We need to order some rubber bands for holding 3.5cm petri dish stacks. Can anyone share your catalog information?
Thanks a lot.
Maybe Ron Meyer can help?
Really, I think any will do.
BUT if you want to use rubber bands of science, you could fork out the dough and use some of the fancy INDESTRUCTIBLE rubber bands my drosophila colleagues use…
before we open up the forum as a local Staples outlet, maybe we can get some perspective here?
Of course not all rubber bands are equal… some are more equal than others (to misquote George)…but when I read (on the aforementioned webpage) phrases such as “Exceeds federal specifications A-A-131”, then I know they are just plain old rubber bands.
Next we will be discussing the best storage boxes for plates…upps, sorry we already have.
I don’t even use rubber bands for anything (appropriate usage of #yolo) except flinging and trying to hit people across the lab…wait…it wasn’t me…
But really, keep in mind that most of our funding for our work is from tax payers’ or charitable organizations’ money. Be thrifty where you can be.
Well, I use rubber bands both for shooting and for binding plates and i think the indestructible ones sound pretty cool.
it is really annoying when an old rubber band breaks on a tilting stack of plates in the incubator. thanks for posting the link snug!
There’s always masking tape - it’s not reusable like rubber bands, but it’s cheap, and it doesn’t snap or roll off the side. Tape up one side of a stack (of limited height) and they’ll stay together unless you drop them, and if you drop a stack a rubber band might not save you. Tape up opposing sides of a stack and you are free to drop them if that’s your custom.

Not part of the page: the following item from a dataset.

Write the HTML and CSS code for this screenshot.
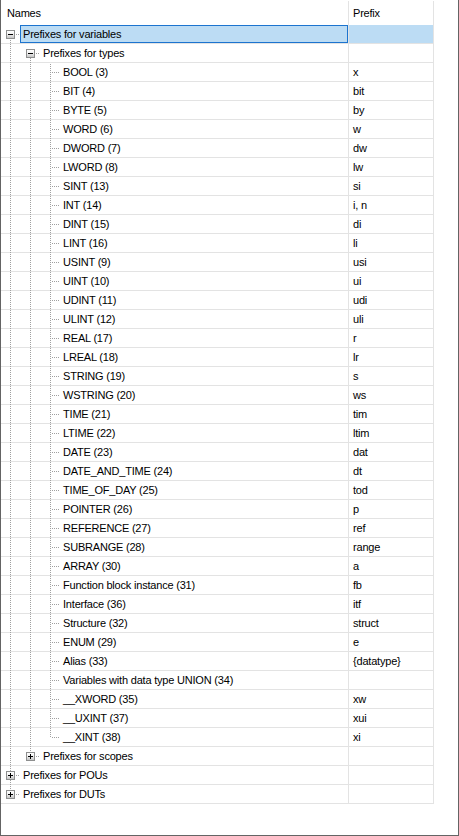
FILE: index.html
```html
<!DOCTYPE html>
<html lang="en">

<head>
    <meta charset="UTF-8">
    <meta name="viewport" content="width=device-width, initial-scale=1.0">
    <title>Prefixes</title>
    <link rel="stylesheet" href="styles.css">
</head>

<body>
    <div class="frame">
        <div class="head">
            <div class="col-name">Names</div>
            <div class="col-prefix">Prefix</div>
        </div>

        <div class="row sel">
            <div class="name"><span class="g box first"><b class="exp"></b></span><span class="label">Prefixes for variables</span></div>
            <div class="prefix"></div>
        </div>
        <div class="row">
            <div class="name"><span class="g pipe"></span><span class="g box first"><b class="exp"></b></span><span class="label">Prefixes for types</span></div>
            <div class="prefix"></div>
        </div>

        <!-- data types -->
        <div class="row"><div class="name"><span class="g pipe"></span><span class="g pipe"></span><span class="g tee"></span><span class="label">BOOL (3)</span></div><div class="prefix">x</div></div>
        <div class="row"><div class="name"><span class="g pipe"></span><span class="g pipe"></span><span class="g tee"></span><span class="label">BIT (4)</span></div><div class="prefix">bit</div></div>
        <div class="row"><div class="name"><span class="g pipe"></span><span class="g pipe"></span><span class="g tee"></span><span class="label">BYTE (5)</span></div><div class="prefix">by</div></div>
        <div class="row"><div class="name"><span class="g pipe"></span><span class="g pipe"></span><span class="g tee"></span><span class="label">WORD (6)</span></div><div class="prefix">w</div></div>
        <div class="row"><div class="name"><span class="g pipe"></span><span class="g pipe"></span><span class="g tee"></span><span class="label">DWORD (7)</span></div><div class="prefix">dw</div></div>
        <div class="row"><div class="name"><span class="g pipe"></span><span class="g pipe"></span><span class="g tee"></span><span class="label">LWORD (8)</span></div><div class="prefix">lw</div></div>
        <div class="row"><div class="name"><span class="g pipe"></span><span class="g pipe"></span><span class="g tee"></span><span class="label">SINT (13)</span></div><div class="prefix">si</div></div>
        <div class="row"><div class="name"><span class="g pipe"></span><span class="g pipe"></span><span class="g tee"></span><span class="label">INT (14)</span></div><div class="prefix">i, n</div></div>
        <div class="row"><div class="name"><span class="g pipe"></span><span class="g pipe"></span><span class="g tee"></span><span class="label">DINT (15)</span></div><div class="prefix">di</div></div>
        <div class="row"><div class="name"><span class="g pipe"></span><span class="g pipe"></span><span class="g tee"></span><span class="label">LINT (16)</span></div><div class="prefix">li</div></div>
        <div class="row"><div class="name"><span class="g pipe"></span><span class="g pipe"></span><span class="g tee"></span><span class="label">USINT (9)</span></div><div class="prefix">usi</div></div>
        <div class="row"><div class="name"><span class="g pipe"></span><span class="g pipe"></span><span class="g tee"></span><span class="label">UINT (10)</span></div><div class="prefix">ui</div></div>
        <div class="row"><div class="name"><span class="g pipe"></span><span class="g pipe"></span><span class="g tee"></span><span class="label">UDINT (11)</span></div><div class="prefix">udi</div></div>
        <div class="row"><div class="name"><span class="g pipe"></span><span class="g pipe"></span><span class="g tee"></span><span class="label">ULINT (12)</span></div><div class="prefix">uli</div></div>
        <div class="row"><div class="name"><span class="g pipe"></span><span class="g pipe"></span><span class="g tee"></span><span class="label">REAL (17)</span></div><div class="prefix">r</div></div>
        <div class="row"><div class="name"><span class="g pipe"></span><span class="g pipe"></span><span class="g tee"></span><span class="label">LREAL (18)</span></div><div class="prefix">lr</div></div>
        <div class="row"><div class="name"><span class="g pipe"></span><span class="g pipe"></span><span class="g tee"></span><span class="label">STRING (19)</span></div><div class="prefix">s</div></div>
        <div class="row"><div class="name"><span class="g pipe"></span><span class="g pipe"></span><span class="g tee"></span><span class="label">WSTRING (20)</span></div><div class="prefix">ws</div></div>
        <div class="row"><div class="name"><span class="g pipe"></span><span class="g pipe"></span><span class="g tee"></span><span class="label">TIME (21)</span></div><div class="prefix">tim</div></div>
        <div class="row"><div class="name"><span class="g pipe"></span><span class="g pipe"></span><span class="g tee"></span><span class="label">LTIME (22)</span></div><div class="prefix">ltim</div></div>
        <div class="row"><div class="name"><span class="g pipe"></span><span class="g pipe"></span><span class="g tee"></span><span class="label">DATE (23)</span></div><div class="prefix">dat</div></div>
        <div class="row"><div class="name"><span class="g pipe"></span><span class="g pipe"></span><span class="g tee"></span><span class="label">DATE_AND_TIME (24)</span></div><div class="prefix">dt</div></div>
        <div class="row"><div class="name"><span class="g pipe"></span><span class="g pipe"></span><span class="g tee"></span><span class="label">TIME_OF_DAY (25)</span></div><div class="prefix">tod</div></div>
        <div class="row"><div class="name"><span class="g pipe"></span><span class="g pipe"></span><span class="g tee"></span><span class="label">POINTER (26)</span></div><div class="prefix">p</div></div>
        <div class="row"><div class="name"><span class="g pipe"></span><span class="g pipe"></span><span class="g tee"></span><span class="label">REFERENCE (27)</span></div><div class="prefix">ref</div></div>
        <div class="row"><div class="name"><span class="g pipe"></span><span class="g pipe"></span><span class="g tee"></span><span class="label">SUBRANGE (28)</span></div><div class="prefix">range</div></div>
        <div class="row"><div class="name"><span class="g pipe"></span><span class="g pipe"></span><span class="g tee"></span><span class="label">ARRAY (30)</span></div><div class="prefix">a</div></div>
        <div class="row"><div class="name"><span class="g pipe"></span><span class="g pipe"></span><span class="g tee"></span><span class="label">Function block instance (31)</span></div><div class="prefix">fb</div></div>
        <div class="row"><div class="name"><span class="g pipe"></span><span class="g pipe"></span><span class="g tee"></span><span class="label">Interface (36)</span></div><div class="prefix">itf</div></div>
        <div class="row"><div class="name"><span class="g pipe"></span><span class="g pipe"></span><span class="g tee"></span><span class="label">Structure (32)</span></div><div class="prefix">struct</div></div>
        <div class="row"><div class="name"><span class="g pipe"></span><span class="g pipe"></span><span class="g tee"></span><span class="label">ENUM (29)</span></div><div class="prefix">e</div></div>
        <div class="row"><div class="name"><span class="g pipe"></span><span class="g pipe"></span><span class="g tee"></span><span class="label">Alias (33)</span></div><div class="prefix">{datatype}</div></div>
        <div class="row"><div class="name"><span class="g pipe"></span><span class="g pipe"></span><span class="g tee"></span><span class="label">Variables with data type UNION (34)</span></div><div class="prefix"></div></div>
        <div class="row"><div class="name"><span class="g pipe"></span><span class="g pipe"></span><span class="g tee"></span><span class="label">__XWORD (35)</span></div><div class="prefix">xw</div></div>
        <div class="row"><div class="name"><span class="g pipe"></span><span class="g pipe"></span><span class="g tee"></span><span class="label">__UXINT (37)</span></div><div class="prefix">xui</div></div>
        <div class="row"><div class="name"><span class="g pipe"></span><span class="g pipe"></span><span class="g end"></span><span class="label">__XINT (38)</span></div><div class="prefix">xi</div></div>

        <div class="row">
            <div class="name"><span class="g pipe"></span><span class="g box last"><b class="exp plus"></b></span><span class="label">Prefixes for scopes</span></div>
            <div class="prefix"></div>
        </div>
        <div class="row">
            <div class="name"><span class="g box mid"><b class="exp plus"></b></span><span class="label">Prefixes for POUs</span></div>
            <div class="prefix"></div>
        </div>
        <div class="row">
            <div class="name"><span class="g box last"><b class="exp plus"></b></span><span class="label">Prefixes for DUTs</span></div>
            <div class="prefix"></div>
        </div>
    </div>
</body>

</html>
```

FILE: styles.css
```css
body {
    margin: 0;
    background: #fff;
    color: #000;
    font-family: "Liberation Sans", Arial, sans-serif;
    font-size: 11px;
    letter-spacing: -0.2px;
}

.frame {
    position: relative;
    width: 459px;
    height: 836px;
    box-sizing: border-box;
    overflow: hidden;
    border-right: 1px solid #646464;
    border-bottom: 1px solid #646464;
}

/* left window edge sits over the grid lines */
.frame::before {
    content: "";
    position: absolute;
    left: 0;
    top: 0;
    bottom: 0;
    width: 1px;
    background: #646464;
    z-index: 2;
}

.head,
.row {
    display: flex;
    width: 434px;
}

.head {
    height: 25px;
    padding-top: 1px;
    line-height: 24px;
    box-sizing: border-box;
}

.col-name,
.name {
    width: 349px;
    border-right: 1px solid #e3e3e3;
    box-sizing: border-box;
}

.col-prefix,
.prefix {
    width: 85px;
    padding-left: 4px;
    border-right: 1px solid #e3e3e3;
    box-sizing: border-box;
    white-space: nowrap;
}

.col-name {
    padding-left: 7px;
}

.row {
    height: 19px;
    border-bottom: 1px solid #e3e3e3;
    box-sizing: border-box;
}

.name {
    display: flex;
}

.prefix {
    line-height: 18px;
}

.label {
    flex: 1;
    padding-left: 2px;
    border: 1px solid transparent;
    line-height: 16px;
    white-space: nowrap;
}

.sel .label {
    background: #bcdcf4;
    border-color: #1c74cf;
}

.sel .prefix {
    background: #bcdcf4;
}

/* tree guides: one 20px slot per level */
.g {
    position: relative;
    flex: none;
    width: 20px;
    height: 18px;
}

.g::before {
    content: "";
    position: absolute;
    left: 10px;
    top: 0;
    bottom: -1px;
    width: 1px;
    background: linear-gradient(#a0a0a0 50%, transparent 0) 0 0 / 1px 2px repeat fixed;
}

.end::before {
    bottom: auto;
    height: 10px;
}

.box.first::before {
    top: 14px;
}

.box.last::before {
    bottom: auto;
    height: 5px;
}

.tee::after,
.end::after,
.box::after {
    content: "";
    position: absolute;
    top: 9px;
    left: 11px;
    width: 9px;
    height: 1px;
    background: linear-gradient(90deg, #a0a0a0 50%, transparent 0) 0 0 / 2px 1px repeat fixed;
}

.box::after {
    left: 15px;
    width: 5px;
}

.exp {
    position: absolute;
    left: 6px;
    top: 5px;
    width: 9px;
    height: 9px;
    box-sizing: border-box;
    border: 1px solid #8e8f8f;
    background:
        linear-gradient(#000, #000) center / 5px 1px no-repeat,
        linear-gradient(#fff, #f2f2f2 40%, #c6c6c6);
}

.exp.plus {
    background:
        linear-gradient(#000, #000) center / 5px 1px no-repeat,
        linear-gradient(#000, #000) center / 1px 5px no-repeat,
        linear-gradient(#fff, #f2f2f2 40%, #c6c6c6);
}
```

If you do go with masking tape, beware of generic brands that leave little bits of sticky glue residue everywhere; after trying some we only use name-brand masking tape. Still a lot cheaper than Time Tape.
Oh, and I’m with Steve and Snug: I really doubt those “pale crepe gold high rubber content” rubber bands are usefully better than the standard rubber bands from the same company, which Amazon or Office Depot will happily sell you at 1/4 - 1/3 the price.
ah, personal preference…
i once had a discussion with ron ellis about different worm pick shapes (golf club vs straight blade) and rather than just agreeing with me that he was using the wrong shape
he quoted RL Stephenson “Each man among us prefers his own aim, and I prefer mine;”.
if you put the tape on one side of the plate stack and then it tips or slips it acts kind of like a jacob’s ladder. do both sides if you must use tape….
i am now curious about those rubber bands though. how about it snug, can you tell the difference?
The indestructible ones were robust and felt like cash money. Looked like they could secure vials together well. 10/10 victims of elastic sniping were considerably agitated.
The bands themselves are pretty strong though, so if you’re using budget dishes for your plates it might not be optimal. We use some pretty average vented plates from Fisher and I’d rather go with dollar store bands or those fancy crepe ones instead. I feel like the indestructible ones would be a bit too tight on a plate stack (well I guess it depends on how many plates you’re stacking…).
in a genuine effort to help the worm community, I have scanned the Internet for Solutions to this problem.
Before releasing to the unsuspecting hoards of wormers the fruits of my search, I would make a few observations.
There will be a physical limit to how many plates you can stack and ‘band’…trial and error will guide your way in this quest for the truth.
The taping variant suffers the same physical limitations as those drawn by rubber, too many and you spray them all across the lab trying to put the tape on.
There are solutions out there that either work directly or could be fashioned to work by your technical dept. (assuming the University hasn’t shut it down):
Other solutions spring to mind…
Employ a lab assistant with enormous Hands…problem solved.
Superglue a plate to each finger…a one off solution.
Ask your Mum if you can borrow her Party Susan…an elegant solution.
Now, as Robert Downey Jr. would say, ‘can we crack on?’.
- trade off, enormous handed lab assistant would just be awful at picking, also requires you pay them money to keep them alive
- supergluing your fingers would prevent you from being able to fire elastics at labmates, thus unfavourable
- use poker chip holders
I want to know who buys that rack Steve linked to. It’s shiny, sure, but I think you could make something that would work about as well with a drill, a piece of discarded wood, doweling, and Elmer’s wood glue, for a 50th the price.